Gather, from the data below, each line in which the word "React" occurs.
++++ Provided material
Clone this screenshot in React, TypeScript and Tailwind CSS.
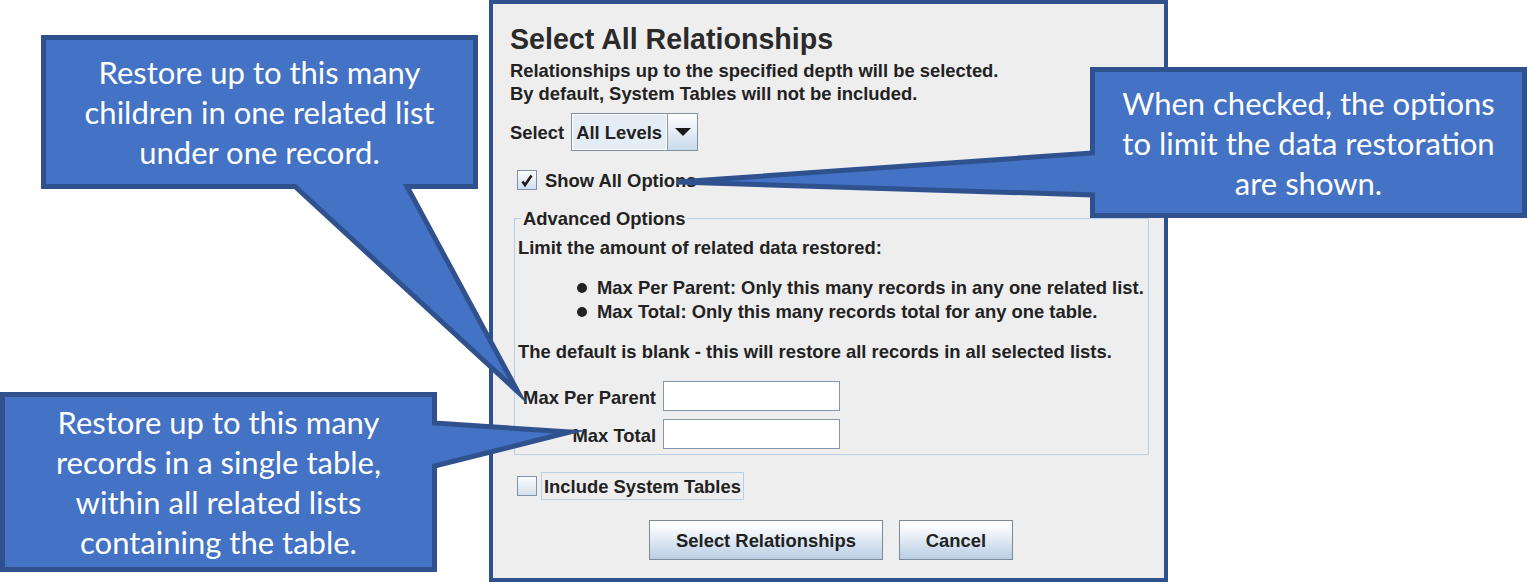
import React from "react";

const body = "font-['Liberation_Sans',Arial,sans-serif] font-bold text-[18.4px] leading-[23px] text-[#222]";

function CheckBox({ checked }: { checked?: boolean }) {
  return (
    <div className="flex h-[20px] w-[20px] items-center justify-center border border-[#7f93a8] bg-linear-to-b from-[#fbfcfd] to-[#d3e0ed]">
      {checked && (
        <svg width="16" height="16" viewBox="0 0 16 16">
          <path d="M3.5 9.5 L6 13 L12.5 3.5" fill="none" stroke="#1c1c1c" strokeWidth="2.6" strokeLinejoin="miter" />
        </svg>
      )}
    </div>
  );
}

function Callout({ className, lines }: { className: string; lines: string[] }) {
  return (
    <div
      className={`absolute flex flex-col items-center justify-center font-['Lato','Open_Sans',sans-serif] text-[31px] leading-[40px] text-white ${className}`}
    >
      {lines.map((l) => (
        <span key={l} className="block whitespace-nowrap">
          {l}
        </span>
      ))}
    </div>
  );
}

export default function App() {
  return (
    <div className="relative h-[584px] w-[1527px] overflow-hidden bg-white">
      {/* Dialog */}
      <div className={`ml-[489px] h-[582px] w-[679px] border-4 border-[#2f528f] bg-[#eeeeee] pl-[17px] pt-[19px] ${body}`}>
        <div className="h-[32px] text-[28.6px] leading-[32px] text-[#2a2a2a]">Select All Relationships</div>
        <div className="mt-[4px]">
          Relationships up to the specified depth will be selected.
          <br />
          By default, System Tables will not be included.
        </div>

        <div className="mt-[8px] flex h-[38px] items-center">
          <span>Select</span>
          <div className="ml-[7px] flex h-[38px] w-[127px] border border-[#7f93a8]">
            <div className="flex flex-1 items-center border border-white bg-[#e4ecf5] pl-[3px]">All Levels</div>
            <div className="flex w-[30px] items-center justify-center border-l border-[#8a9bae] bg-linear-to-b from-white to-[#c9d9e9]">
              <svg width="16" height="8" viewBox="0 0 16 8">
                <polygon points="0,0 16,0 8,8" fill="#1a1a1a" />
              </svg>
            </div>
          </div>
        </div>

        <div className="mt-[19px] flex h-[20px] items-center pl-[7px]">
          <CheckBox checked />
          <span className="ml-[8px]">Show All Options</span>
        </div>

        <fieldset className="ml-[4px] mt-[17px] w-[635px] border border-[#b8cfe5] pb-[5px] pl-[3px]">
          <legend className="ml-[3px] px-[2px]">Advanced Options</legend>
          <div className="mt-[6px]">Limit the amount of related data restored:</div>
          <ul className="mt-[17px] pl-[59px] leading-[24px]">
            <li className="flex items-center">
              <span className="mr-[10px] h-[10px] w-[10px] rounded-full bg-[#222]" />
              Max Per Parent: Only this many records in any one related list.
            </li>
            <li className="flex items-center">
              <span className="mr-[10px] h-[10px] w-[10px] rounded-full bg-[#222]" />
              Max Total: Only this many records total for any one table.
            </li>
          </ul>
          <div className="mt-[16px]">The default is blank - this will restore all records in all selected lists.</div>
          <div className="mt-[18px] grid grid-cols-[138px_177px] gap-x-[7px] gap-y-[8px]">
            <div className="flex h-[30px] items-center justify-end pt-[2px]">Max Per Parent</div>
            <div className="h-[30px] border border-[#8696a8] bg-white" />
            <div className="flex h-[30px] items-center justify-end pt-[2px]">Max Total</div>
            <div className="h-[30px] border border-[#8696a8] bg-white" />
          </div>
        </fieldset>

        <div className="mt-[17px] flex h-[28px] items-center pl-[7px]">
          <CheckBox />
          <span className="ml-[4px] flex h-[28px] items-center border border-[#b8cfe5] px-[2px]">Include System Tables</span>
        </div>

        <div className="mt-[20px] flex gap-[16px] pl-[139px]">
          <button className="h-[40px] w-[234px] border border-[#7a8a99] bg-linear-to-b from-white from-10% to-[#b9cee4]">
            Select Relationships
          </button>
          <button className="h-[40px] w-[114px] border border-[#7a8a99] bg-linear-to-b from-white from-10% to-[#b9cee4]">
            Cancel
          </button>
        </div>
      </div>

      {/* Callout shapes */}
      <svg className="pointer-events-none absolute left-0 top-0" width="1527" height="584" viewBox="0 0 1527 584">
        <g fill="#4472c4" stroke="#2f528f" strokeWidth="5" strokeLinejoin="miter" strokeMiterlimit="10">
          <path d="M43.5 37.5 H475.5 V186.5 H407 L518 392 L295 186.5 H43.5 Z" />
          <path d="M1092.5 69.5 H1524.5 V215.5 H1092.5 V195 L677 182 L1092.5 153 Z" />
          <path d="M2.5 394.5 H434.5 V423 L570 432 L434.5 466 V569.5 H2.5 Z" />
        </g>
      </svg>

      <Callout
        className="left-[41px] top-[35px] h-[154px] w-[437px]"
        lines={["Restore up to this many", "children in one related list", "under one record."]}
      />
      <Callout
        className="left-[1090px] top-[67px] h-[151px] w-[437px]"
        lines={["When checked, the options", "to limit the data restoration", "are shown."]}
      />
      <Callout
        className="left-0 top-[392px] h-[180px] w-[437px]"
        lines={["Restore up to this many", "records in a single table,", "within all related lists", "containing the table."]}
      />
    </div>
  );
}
++++++++
Solution below.
Clone this screenshot in React, TypeScript and Tailwind CSS.
import React from "react";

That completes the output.